— begin Information shown —

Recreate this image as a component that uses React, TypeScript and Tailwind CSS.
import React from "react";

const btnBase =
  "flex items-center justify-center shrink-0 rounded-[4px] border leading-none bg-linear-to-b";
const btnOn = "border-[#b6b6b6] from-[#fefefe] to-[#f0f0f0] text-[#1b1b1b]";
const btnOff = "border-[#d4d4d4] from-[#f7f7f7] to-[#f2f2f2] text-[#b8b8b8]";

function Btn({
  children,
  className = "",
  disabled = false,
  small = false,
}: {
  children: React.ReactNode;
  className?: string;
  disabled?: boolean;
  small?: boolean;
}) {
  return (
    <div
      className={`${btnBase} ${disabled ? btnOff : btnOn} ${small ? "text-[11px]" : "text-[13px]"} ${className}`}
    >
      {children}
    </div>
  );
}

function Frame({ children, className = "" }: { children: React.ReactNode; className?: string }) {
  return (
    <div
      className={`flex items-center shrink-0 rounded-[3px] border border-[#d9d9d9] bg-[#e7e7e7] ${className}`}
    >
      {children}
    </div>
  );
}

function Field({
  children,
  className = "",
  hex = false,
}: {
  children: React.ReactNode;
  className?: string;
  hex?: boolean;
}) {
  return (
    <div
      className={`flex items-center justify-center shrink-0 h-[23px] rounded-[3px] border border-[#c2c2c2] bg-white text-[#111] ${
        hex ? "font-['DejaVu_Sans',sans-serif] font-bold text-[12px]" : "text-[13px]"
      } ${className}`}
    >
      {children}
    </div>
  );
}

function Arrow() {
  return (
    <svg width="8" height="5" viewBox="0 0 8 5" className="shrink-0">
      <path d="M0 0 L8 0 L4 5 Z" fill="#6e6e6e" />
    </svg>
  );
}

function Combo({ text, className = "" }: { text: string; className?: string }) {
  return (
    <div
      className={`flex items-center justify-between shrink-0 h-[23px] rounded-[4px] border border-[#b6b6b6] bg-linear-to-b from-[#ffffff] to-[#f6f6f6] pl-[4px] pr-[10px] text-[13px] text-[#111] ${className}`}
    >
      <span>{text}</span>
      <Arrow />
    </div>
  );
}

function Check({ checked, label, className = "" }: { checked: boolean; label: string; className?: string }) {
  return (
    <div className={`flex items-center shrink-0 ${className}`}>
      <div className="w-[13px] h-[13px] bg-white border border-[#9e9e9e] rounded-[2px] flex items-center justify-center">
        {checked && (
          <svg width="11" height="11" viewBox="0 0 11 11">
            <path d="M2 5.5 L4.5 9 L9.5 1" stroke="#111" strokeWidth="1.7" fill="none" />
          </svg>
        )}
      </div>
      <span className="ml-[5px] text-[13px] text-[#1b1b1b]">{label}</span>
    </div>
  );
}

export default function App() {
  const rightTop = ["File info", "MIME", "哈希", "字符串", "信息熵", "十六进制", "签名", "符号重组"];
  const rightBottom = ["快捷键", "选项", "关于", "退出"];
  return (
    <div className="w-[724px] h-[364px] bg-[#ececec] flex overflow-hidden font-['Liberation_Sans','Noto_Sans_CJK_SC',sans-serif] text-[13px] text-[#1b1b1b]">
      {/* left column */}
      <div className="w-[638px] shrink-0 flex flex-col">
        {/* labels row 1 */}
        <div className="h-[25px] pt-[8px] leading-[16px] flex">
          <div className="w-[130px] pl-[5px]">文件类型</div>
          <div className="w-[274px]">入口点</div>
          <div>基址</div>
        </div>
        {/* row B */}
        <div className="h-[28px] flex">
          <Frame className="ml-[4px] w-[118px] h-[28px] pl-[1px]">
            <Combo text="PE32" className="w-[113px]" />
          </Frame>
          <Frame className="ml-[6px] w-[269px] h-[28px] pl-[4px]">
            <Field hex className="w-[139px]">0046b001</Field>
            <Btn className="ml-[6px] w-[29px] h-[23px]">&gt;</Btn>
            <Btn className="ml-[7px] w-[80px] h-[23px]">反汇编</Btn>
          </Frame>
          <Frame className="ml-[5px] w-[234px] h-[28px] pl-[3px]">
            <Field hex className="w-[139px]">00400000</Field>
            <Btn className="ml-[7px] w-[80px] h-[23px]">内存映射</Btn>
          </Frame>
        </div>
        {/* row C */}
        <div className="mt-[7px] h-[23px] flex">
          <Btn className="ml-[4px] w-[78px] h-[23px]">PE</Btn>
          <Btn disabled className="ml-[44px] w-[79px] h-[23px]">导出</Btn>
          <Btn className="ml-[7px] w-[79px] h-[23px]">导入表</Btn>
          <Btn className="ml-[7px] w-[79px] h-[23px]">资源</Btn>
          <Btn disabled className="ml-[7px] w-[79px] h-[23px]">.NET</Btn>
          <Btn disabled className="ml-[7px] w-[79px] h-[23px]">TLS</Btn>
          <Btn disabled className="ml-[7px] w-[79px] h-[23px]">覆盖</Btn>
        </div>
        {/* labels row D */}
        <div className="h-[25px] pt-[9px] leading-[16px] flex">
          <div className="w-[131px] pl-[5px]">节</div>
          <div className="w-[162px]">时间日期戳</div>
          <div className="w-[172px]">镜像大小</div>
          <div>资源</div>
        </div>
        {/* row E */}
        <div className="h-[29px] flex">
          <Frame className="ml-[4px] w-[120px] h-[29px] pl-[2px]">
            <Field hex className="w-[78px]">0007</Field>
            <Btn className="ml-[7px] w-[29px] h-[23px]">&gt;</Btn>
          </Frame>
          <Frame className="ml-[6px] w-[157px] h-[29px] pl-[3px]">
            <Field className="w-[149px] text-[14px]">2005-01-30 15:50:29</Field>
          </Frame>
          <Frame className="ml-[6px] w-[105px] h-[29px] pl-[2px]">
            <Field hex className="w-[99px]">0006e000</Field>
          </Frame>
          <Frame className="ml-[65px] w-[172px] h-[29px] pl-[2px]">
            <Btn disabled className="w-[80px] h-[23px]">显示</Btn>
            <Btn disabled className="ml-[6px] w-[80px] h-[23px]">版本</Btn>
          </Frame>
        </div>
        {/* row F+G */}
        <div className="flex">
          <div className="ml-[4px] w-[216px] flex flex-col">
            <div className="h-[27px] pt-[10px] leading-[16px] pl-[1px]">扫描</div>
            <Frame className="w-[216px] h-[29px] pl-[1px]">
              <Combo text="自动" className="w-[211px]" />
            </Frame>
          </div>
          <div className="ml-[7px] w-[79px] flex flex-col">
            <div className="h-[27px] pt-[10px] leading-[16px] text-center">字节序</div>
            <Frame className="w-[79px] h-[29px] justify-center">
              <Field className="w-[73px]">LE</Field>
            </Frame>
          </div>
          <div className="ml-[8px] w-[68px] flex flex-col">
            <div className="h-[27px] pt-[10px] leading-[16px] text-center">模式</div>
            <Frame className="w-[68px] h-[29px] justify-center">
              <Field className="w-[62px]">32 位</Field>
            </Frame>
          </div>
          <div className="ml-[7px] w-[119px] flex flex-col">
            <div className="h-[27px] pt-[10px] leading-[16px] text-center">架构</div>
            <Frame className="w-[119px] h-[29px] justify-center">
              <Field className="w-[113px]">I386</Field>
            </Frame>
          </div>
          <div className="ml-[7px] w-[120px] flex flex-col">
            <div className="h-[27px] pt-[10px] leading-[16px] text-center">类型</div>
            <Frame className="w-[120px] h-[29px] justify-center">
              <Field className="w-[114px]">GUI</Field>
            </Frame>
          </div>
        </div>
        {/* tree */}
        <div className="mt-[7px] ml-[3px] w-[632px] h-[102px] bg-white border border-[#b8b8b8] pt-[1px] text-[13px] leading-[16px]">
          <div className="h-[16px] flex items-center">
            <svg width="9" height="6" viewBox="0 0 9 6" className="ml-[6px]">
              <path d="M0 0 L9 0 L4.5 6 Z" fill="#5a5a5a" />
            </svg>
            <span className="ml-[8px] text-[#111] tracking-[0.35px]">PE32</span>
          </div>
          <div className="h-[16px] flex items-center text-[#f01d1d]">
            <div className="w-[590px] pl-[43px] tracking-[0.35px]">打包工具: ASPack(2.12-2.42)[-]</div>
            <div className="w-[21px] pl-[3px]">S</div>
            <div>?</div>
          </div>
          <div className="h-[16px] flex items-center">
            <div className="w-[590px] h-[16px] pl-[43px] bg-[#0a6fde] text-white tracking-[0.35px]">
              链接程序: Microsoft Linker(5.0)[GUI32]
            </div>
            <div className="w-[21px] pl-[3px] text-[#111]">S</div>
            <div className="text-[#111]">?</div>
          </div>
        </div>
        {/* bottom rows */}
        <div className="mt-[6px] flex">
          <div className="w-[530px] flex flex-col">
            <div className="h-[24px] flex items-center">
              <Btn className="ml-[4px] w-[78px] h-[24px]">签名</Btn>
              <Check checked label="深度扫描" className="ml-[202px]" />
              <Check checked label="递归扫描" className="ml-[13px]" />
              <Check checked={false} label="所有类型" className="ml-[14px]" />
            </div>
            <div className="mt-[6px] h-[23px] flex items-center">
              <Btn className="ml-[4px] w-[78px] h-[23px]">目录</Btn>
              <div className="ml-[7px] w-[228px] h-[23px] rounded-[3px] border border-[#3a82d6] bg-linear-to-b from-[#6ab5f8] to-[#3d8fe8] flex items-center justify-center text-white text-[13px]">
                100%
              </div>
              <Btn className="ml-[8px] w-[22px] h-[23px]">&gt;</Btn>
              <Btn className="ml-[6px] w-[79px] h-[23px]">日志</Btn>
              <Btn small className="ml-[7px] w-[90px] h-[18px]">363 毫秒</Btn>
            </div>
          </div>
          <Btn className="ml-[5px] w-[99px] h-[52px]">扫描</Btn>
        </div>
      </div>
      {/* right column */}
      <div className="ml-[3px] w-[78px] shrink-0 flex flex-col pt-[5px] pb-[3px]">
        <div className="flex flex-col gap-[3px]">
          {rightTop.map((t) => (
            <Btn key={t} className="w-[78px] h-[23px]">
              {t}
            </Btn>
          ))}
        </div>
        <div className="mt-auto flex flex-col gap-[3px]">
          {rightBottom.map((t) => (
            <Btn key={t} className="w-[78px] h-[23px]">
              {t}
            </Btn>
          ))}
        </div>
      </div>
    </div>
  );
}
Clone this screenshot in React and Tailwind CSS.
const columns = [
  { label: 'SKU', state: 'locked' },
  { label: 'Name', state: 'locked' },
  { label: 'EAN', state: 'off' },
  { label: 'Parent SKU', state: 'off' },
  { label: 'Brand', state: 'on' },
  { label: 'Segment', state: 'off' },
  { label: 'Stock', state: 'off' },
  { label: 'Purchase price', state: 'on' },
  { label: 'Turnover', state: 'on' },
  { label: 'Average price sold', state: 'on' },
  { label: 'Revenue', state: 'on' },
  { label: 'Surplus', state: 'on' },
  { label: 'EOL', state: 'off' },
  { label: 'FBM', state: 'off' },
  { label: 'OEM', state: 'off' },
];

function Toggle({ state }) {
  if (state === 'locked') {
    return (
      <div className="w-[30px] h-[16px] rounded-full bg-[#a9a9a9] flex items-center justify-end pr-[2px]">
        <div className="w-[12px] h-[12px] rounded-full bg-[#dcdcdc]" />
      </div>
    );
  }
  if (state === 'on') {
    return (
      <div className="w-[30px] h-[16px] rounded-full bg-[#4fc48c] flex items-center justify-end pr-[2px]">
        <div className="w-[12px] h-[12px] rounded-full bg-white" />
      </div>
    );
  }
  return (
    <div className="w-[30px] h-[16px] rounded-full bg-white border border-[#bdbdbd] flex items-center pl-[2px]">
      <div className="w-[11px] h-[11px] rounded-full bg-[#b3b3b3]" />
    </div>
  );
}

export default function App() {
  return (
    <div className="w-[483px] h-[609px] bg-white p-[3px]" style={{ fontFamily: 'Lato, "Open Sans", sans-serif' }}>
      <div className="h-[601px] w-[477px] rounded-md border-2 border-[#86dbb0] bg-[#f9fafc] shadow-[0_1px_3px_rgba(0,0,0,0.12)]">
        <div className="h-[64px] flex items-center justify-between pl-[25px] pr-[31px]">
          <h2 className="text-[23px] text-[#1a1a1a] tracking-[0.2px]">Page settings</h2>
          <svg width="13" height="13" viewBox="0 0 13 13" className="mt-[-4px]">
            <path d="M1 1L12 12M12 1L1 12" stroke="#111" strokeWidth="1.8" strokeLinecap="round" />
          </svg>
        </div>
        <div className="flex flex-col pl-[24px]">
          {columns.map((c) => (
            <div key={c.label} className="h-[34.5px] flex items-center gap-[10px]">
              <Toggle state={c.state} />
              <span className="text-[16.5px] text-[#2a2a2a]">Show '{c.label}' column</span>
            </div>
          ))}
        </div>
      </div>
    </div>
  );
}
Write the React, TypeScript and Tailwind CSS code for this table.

— end Information shown —

#### Set problem
Pick out every line above that contains the word "Tailwind" and copy it.

#### Response for this exercise
Recreate this image as a component that uses React, TypeScript and Tailwind CSS.
Clone this screenshot in React and Tailwind CSS.
Write the React, TypeScript and Tailwind CSS code for this table.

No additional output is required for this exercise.